Face to face discussion was also mooted by the new Scottish Conservative leader this week. Douglas Ross says he plans to host a series of roundtable discussions across the country to ask the electorate what its priorities are. Echoing his political stablemate, Rory Stewart, who has taken face-to-face to its extreme by inviting himself into voters' homes for sleepovers, Mr Ross says he wants to actively listen to the people he's been elected to serve.
The MP's motive is to try to "unite the country" and deflate the increasing support for Scottish independence but, in an attempt at willing, the Roundtable Scotland events will involve the campaign group Favor Scotland, whose chief executive Annemarie Ward is a member of the SNP.
Initial quotes from both the politician and the chief executive are heartening. In fact, they are almost idealistic. "That process can only begin by talking to each other, not shouting at each other," Douglas Ross says.
"Even if we won't agree on everything, we can surely all find a way to disagree better - and help our country move forward as a result."
Ms Ward, after saying she has "serious issues" with multiple aspects of Scottish Tory policy, said: "On recovery and drug treatment we have clear disagreements, but there are also areas where we can work together."
Even the Bank of England has been advertising this week that it is coming - virtually - to Scotland next month to host one of its citizen's panels, asking about the cost of living, saving, borrowing, the housing market - all the financial issues affecting people.
At the risk of sounding like a 1990s advertising campaign... shouldn't we talk more? Angela and the Scottish Tory leader and the UK's central bank and are bang on.
The outcome of the Scottish Citizens' Assembly has been delayed by the pandemic with two of its meetings to be rescheduled so we have some wait to see how this organised, large scale conversation will affect the broader political landscape and whether there will be outcomes as positive as those of the citizens' assembly in Ireland.
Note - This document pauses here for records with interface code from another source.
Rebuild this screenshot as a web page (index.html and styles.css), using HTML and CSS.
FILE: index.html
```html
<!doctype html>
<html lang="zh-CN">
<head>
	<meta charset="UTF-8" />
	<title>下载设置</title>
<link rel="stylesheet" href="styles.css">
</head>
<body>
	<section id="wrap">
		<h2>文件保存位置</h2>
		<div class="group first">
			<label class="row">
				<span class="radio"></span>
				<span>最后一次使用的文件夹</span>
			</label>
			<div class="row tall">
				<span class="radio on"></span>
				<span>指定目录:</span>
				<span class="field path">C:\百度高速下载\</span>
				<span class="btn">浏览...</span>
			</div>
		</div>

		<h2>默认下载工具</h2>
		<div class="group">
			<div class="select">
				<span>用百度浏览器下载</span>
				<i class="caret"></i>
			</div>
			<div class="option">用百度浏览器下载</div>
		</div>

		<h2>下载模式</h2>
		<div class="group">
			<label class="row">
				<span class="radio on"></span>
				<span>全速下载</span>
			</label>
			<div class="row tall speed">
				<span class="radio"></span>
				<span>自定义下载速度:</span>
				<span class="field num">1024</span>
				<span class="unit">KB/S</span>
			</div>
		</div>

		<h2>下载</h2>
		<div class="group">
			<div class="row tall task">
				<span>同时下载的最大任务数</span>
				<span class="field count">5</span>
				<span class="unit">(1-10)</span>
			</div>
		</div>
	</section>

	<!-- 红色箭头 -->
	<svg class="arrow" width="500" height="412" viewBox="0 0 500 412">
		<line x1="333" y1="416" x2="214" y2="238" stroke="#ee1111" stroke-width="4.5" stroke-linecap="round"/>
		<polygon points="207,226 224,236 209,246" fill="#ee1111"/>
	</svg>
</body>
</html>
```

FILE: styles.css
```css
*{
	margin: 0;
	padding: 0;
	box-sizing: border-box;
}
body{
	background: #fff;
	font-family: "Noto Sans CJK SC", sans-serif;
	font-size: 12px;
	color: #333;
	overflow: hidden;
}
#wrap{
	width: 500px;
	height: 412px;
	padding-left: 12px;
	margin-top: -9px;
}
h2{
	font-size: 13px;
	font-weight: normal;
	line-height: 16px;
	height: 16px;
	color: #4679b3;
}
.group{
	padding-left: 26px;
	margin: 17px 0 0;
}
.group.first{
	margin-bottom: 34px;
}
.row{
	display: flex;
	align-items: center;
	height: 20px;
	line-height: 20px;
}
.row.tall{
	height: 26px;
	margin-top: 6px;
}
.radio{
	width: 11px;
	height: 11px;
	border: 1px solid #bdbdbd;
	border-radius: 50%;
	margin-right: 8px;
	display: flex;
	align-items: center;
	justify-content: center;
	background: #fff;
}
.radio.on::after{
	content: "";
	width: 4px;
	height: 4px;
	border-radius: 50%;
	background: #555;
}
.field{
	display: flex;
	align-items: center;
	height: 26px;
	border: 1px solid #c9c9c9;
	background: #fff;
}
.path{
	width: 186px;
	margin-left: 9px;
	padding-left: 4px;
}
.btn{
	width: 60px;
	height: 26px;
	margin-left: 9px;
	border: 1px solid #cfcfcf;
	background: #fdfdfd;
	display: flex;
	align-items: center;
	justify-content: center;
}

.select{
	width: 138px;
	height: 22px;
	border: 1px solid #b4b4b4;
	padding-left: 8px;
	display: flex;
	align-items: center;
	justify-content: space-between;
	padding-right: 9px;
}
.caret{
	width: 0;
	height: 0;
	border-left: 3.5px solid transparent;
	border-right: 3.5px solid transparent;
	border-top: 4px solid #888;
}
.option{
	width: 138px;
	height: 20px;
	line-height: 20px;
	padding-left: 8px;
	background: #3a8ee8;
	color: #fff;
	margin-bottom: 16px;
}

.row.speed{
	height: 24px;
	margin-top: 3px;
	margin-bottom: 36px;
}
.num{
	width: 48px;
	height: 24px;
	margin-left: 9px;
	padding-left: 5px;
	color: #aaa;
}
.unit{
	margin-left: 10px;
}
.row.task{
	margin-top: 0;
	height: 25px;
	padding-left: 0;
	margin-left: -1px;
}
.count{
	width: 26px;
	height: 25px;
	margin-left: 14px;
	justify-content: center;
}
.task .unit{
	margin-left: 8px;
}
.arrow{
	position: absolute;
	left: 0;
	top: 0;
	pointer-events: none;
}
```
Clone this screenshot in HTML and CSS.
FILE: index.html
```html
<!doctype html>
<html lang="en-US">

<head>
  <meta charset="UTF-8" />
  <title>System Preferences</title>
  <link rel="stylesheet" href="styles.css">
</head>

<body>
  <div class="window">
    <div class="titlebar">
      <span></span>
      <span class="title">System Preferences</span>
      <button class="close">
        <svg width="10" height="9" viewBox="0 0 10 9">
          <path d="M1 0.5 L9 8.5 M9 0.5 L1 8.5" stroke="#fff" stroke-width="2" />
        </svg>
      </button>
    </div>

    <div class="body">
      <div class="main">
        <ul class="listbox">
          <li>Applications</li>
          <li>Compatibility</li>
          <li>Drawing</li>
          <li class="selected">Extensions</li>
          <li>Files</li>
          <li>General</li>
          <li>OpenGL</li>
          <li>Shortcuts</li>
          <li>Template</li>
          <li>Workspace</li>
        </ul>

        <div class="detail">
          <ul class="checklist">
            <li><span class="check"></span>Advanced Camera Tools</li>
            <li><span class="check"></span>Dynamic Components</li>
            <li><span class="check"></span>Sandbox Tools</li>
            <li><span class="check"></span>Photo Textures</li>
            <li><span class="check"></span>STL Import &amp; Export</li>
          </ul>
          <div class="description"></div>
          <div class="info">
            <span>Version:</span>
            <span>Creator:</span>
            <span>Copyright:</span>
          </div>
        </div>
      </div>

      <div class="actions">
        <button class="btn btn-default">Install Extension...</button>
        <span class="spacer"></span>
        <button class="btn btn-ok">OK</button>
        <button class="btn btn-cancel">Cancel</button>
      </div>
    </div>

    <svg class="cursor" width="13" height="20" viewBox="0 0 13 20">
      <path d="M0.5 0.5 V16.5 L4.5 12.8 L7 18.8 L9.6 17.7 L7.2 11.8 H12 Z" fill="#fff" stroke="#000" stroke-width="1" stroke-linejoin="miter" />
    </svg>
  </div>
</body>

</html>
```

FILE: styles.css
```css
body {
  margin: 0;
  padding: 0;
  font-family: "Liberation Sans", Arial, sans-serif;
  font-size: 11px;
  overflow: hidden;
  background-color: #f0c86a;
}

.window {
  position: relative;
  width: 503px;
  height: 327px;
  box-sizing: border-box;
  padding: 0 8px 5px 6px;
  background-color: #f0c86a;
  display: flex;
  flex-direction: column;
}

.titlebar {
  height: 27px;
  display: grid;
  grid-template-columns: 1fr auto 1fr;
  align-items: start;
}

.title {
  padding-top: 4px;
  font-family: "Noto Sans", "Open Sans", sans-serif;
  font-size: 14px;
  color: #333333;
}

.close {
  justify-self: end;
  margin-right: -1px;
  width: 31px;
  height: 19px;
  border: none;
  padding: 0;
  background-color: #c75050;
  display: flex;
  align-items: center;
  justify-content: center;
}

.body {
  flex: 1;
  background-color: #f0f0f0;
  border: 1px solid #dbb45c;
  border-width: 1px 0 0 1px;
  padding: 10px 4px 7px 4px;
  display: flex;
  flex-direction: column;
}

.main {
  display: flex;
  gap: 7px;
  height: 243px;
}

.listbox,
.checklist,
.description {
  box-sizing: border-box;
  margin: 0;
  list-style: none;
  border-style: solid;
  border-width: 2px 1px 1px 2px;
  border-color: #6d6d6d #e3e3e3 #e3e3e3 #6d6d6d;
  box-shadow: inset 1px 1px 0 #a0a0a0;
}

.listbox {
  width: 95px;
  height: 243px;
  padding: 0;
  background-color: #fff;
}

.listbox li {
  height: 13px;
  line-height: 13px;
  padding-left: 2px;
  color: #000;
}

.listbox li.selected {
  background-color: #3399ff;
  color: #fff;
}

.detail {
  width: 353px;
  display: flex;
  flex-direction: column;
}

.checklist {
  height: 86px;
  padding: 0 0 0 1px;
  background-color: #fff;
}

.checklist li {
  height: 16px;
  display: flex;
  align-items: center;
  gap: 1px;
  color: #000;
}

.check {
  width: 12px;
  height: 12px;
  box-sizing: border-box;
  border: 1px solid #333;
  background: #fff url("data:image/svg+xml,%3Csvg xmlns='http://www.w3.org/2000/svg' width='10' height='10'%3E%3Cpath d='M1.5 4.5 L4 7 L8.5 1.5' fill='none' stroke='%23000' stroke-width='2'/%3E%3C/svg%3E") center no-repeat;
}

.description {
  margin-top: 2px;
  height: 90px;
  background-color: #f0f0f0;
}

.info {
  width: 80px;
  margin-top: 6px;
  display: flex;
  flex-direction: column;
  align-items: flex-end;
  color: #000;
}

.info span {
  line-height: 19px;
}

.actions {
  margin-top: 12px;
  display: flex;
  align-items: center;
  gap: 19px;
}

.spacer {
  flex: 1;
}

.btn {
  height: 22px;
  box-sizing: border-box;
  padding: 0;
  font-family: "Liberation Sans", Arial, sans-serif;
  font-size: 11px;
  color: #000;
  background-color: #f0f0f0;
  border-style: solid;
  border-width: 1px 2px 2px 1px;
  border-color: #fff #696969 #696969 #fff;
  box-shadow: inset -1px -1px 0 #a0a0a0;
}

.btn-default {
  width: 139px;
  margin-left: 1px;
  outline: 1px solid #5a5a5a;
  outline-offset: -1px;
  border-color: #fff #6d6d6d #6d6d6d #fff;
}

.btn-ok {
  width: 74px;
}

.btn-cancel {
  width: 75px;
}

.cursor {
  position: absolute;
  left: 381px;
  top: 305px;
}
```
Of course, even when it came to setting up the Scottish Citizens' Assembly there were quibbles over its neutrality after Joanna Cherry made some inappropriate remarks about it altering people's attitudes towards independence.
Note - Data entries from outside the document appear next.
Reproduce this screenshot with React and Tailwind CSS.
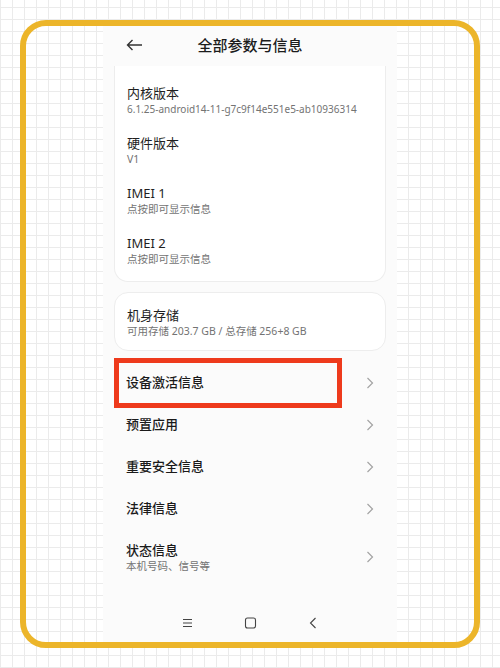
const specs = [
  { title: "内核版本", sub: "6.1.25-android14-11-g7c9f14e551e5-ab10936314", size: "text-[10px]" },
  { title: "硬件版本", sub: "V1", size: "text-[10.5px]" },
  { title: "IMEI 1", sub: "点按即可显示信息", size: "text-[10.5px]" },
  { title: "IMEI 2", sub: "点按即可显示信息", size: "text-[10.5px]" },
];

const links = ["预置应用", "重要安全信息", "法律信息"];

function Chevron() {
  return (
    <svg width="8" height="12" viewBox="0 0 8 12" className="shrink-0">
      <path d="M1.5 1 L6.5 6 L1.5 11" fill="none" stroke="#a3a3a3" strokeWidth="1.2" />
    </svg>
  );
}

export default function App() {
  return (
    <div className="w-[500px] h-[668px] p-5 bg-white bg-[linear-gradient(#ebebeb_1px,transparent_1px),linear-gradient(90deg,#ebebeb_1px,transparent_1px)] bg-[size:12px_12px] bg-[position:0_7px] font-['Noto_Sans','Noto_Sans_CJK_SC',sans-serif]">
      <div className="h-full border-[6px] border-[#ecb52a] rounded-[26px] flex justify-center">
        <div className="w-[294px] h-full bg-[#fbfbfb] flex flex-col">
          {/* Header */}
          <div className="h-[38px] relative flex items-center justify-center shrink-0">
            <svg width="17" height="12" viewBox="0 0 17 12" className="absolute left-[23px]">
              <path d="M16 6 H1.5 M6.5 1 L1.5 6 L6.5 11" fill="none" stroke="#333" strokeWidth="1.4" />
            </svg>
            <span className="text-[15px] text-[#1c1c1c] font-medium">全部参数与信息</span>
          </div>

          {/* Specs card */}
          <div className="mx-[11px] mt-[2px] bg-white border-x border-b border-[#ededed] rounded-b-[14px] pt-[18px] pb-[15px] px-3 flex flex-col gap-[18px]">
            {specs.map((s) => (
              <div key={s.title} className="flex flex-col">
                <span className="text-[13px] leading-[18px] text-[#1f1f1f]">{s.title}</span>
                <span className={`${s.size} leading-[14px] text-[#737373]`}>{s.sub}</span>
              </div>
            ))}
          </div>

          {/* Storage card */}
          <div className="mx-[11px] mt-[10px] bg-white border border-[#ededed] rounded-[14px] pt-[13px] pb-[12px] px-3 flex flex-col">
            <span className="text-[13px] leading-[18px] text-[#1f1f1f]">机身存储</span>
            <span className="text-[10.5px] leading-[14px] text-[#737373]">可用存储 203.7 GB / 总存储 256+8 GB</span>
          </div>

          {/* Links */}
          <div className="mt-[11px] flex flex-col">
            <div className="relative h-[42px] px-[23px] flex items-center justify-between">
              <span className="text-[13px] text-[#1a1a1a] font-medium">设备激活信息</span>
              <Chevron />
              <div className="absolute left-[11px] top-[-4px] w-[228px] h-[50px] border-[5px] border-[#ee3a1c]" />
            </div>
            {links.map((t) => (
              <div key={t} className="h-[42px] px-[23px] flex items-center justify-between">
                <span className="text-[13px] text-[#1a1a1a] font-medium">{t}</span>
                <Chevron />
              </div>
            ))}
            <div className="h-[54px] px-[23px] flex items-center justify-between">
              <div className="flex flex-col">
                <span className="text-[13px] leading-[18px] text-[#1a1a1a] font-medium">状态信息</span>
                <span className="text-[10.5px] leading-[14px] text-[#737373]">本机号码、信号等</span>
              </div>
              <Chevron />
            </div>
          </div>

          {/* Navigation bar */}
          <div className="mt-auto h-[38px] flex items-center justify-center gap-[50px] shrink-0">
            <svg width="13" height="10" viewBox="0 0 13 10">
              <path d="M2 1.5 H11 M2 5 H11 M2 8.5 H11" stroke="#444" strokeWidth="1.1" />
            </svg>
            <svg width="13" height="12" viewBox="0 0 13 12">
              <rect x="1.5" y="1" width="10" height="10" rx="2" fill="none" stroke="#444" strokeWidth="1.1" />
            </svg>
            <svg width="13" height="12" viewBox="0 0 13 12">
              <path d="M8.5 1 L3.5 6 L8.5 11" fill="none" stroke="#444" strokeWidth="1.1" />
            </svg>
          </div>
        </div>
      </div>
    </div>
  );
}
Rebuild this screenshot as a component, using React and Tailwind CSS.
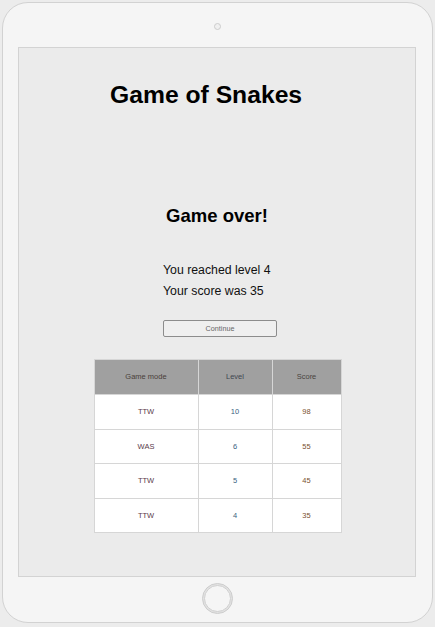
import React from "react";

const rows = [
  ["TTW", "10", "98"],
  ["WAS", "6", "55"],
  ["TTW", "5", "45"],
  ["TTW", "4", "35"],
];

export default function App() {
  return (
    <div
      className="w-[435px] h-[627px] bg-[#ececec] p-[2px] overflow-hidden"
      style={{ fontFamily: '"Liberation Sans", Arial, sans-serif' }}
    >
      <div className="w-[431px] h-[621px] rounded-[26px] border border-[#d2d2d2] bg-[#f5f5f5] flex flex-col items-center">
        <div className="mt-[20px] w-[7px] h-[7px] rounded-full border border-[#cccccc] bg-[#f0f0f0]" />
        <div className="mt-[17px] self-start ml-[15px] w-[398px] h-[530px] border border-[#d3d3d3] bg-[#ebebeb] flex flex-col">
          <h1 className="mt-[34px] pl-[91px] text-[24.7px] leading-[25px] font-bold text-black">
            Game of Snakes
          </h1>
          <h2 className="mt-[99px] text-center text-[18.5px] leading-[19px] font-bold text-black">
            Game over!
          </h2>
          <div className="mt-[35px] self-start ml-[144px] flex flex-col items-start">
            <div className="text-[12.3px] leading-[20.5px] text-[#111]">You reached level 4</div>
            <div className="text-[12.3px] leading-[20.5px] text-[#111]">Your score was 35</div>
            <button className="mt-[19px] w-[114px] h-[17px] rounded-[2px] border border-[#8c8c8c] bg-[#efefef] text-[7.2px] leading-none text-[#666] flex items-center justify-center">
              Continue
            </button>
          </div>
          <div className="mt-[22px] self-center ml-[1px] grid grid-cols-[103px_73px_68px] gap-px p-px bg-[#d6d6d6]">
            <div className="h-[34px] bg-[#a0a0a0] flex items-center justify-center text-[7.5px] text-[#4a3f3a]">Game mode</div>
            <div className="h-[34px] bg-[#a0a0a0] flex items-center justify-center text-[7.5px] text-[#3f4750]">Level</div>
            <div className="h-[34px] bg-[#a0a0a0] flex items-center justify-center text-[7.5px] text-[#4a4540]">Score</div>
            {rows.map((r, i) => (
              <React.Fragment key={i}>
                <div className="h-[33.5px] bg-white flex items-center justify-center text-[7.5px] text-[#5a3a4a]">{r[0]}</div>
                <div className="h-[33.5px] bg-white flex items-center justify-center text-[7.5px] text-[#3a5f80]">{r[1]}</div>
                <div className="h-[33.5px] bg-white flex items-center justify-center text-[7.5px] text-[#7a5030]">{r[2]}</div>
              </React.Fragment>
            ))}
          </div>
        </div>
        <div className="mt-[6px] w-[31px] h-[31px] rounded-full border-[1.5px] border-[#cdcdcd] p-[1px] bg-[#e2e2e2]">
          <div className="w-full h-full rounded-full border-[1.5px] border-[#d0d0d0] bg-[#f5f5f5]" />
        </div>
      </div>
    </div>
  );
}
When we can't even agree on the premise of an enterprise set up to help us negotiate and navigate thorny issues, what hope have we on the thorny issues themselves?
But our thorny issues aren't going away. Instead, certain topics become increasingly politically toxic. The national conversation about Scottish independence has never quieted but the handling of the coronvirus crisis by the Holyrood and Westminster governments, the looming reality of Brexit and an upcoming election have thrust the issue again to the fore.
The debate about conflict between trans rights and women's rights feels like an adversarial see-saw that will never find balance. The issues of race and immigration, too, are relentlessly fraught.
Those with firm views dig down into increasingly entrenched positions as they feel their values and views to be under threat. Even the simple expression "legitimate concerns" has become a loaded term, suggesting the concerned person is using their queries as a dogwhistle for whatever isms or phobias are relevant to the conversation. Yet many concerns really are legitimate.
The only way to coax people back out is with a willingness to engage and an openness to compromise or even persuasion.
It's right to be optimistic about the results of the citizens' assembly's work but could we have conversations on a more local, personal level?
Back to Govanhill again, where the local housing association held a series of community conversations, open houses on a variety of topics where anyone with an interest could come along to chat about find out more. It lead to a number of new initiatives and plans for the area, and new connections.
In the spirit of finding common ground with those you fundamentally disagree with, Douglas Ross is entirely right that we need to find new ways to disagree with one another. Contentious topics aren't there for raging about on Twitter - they affect people's lives.
Imagine talking, imagine a willingness to compromise. It sounds like utopia when, really, it's easily in reach if we're willing to try it.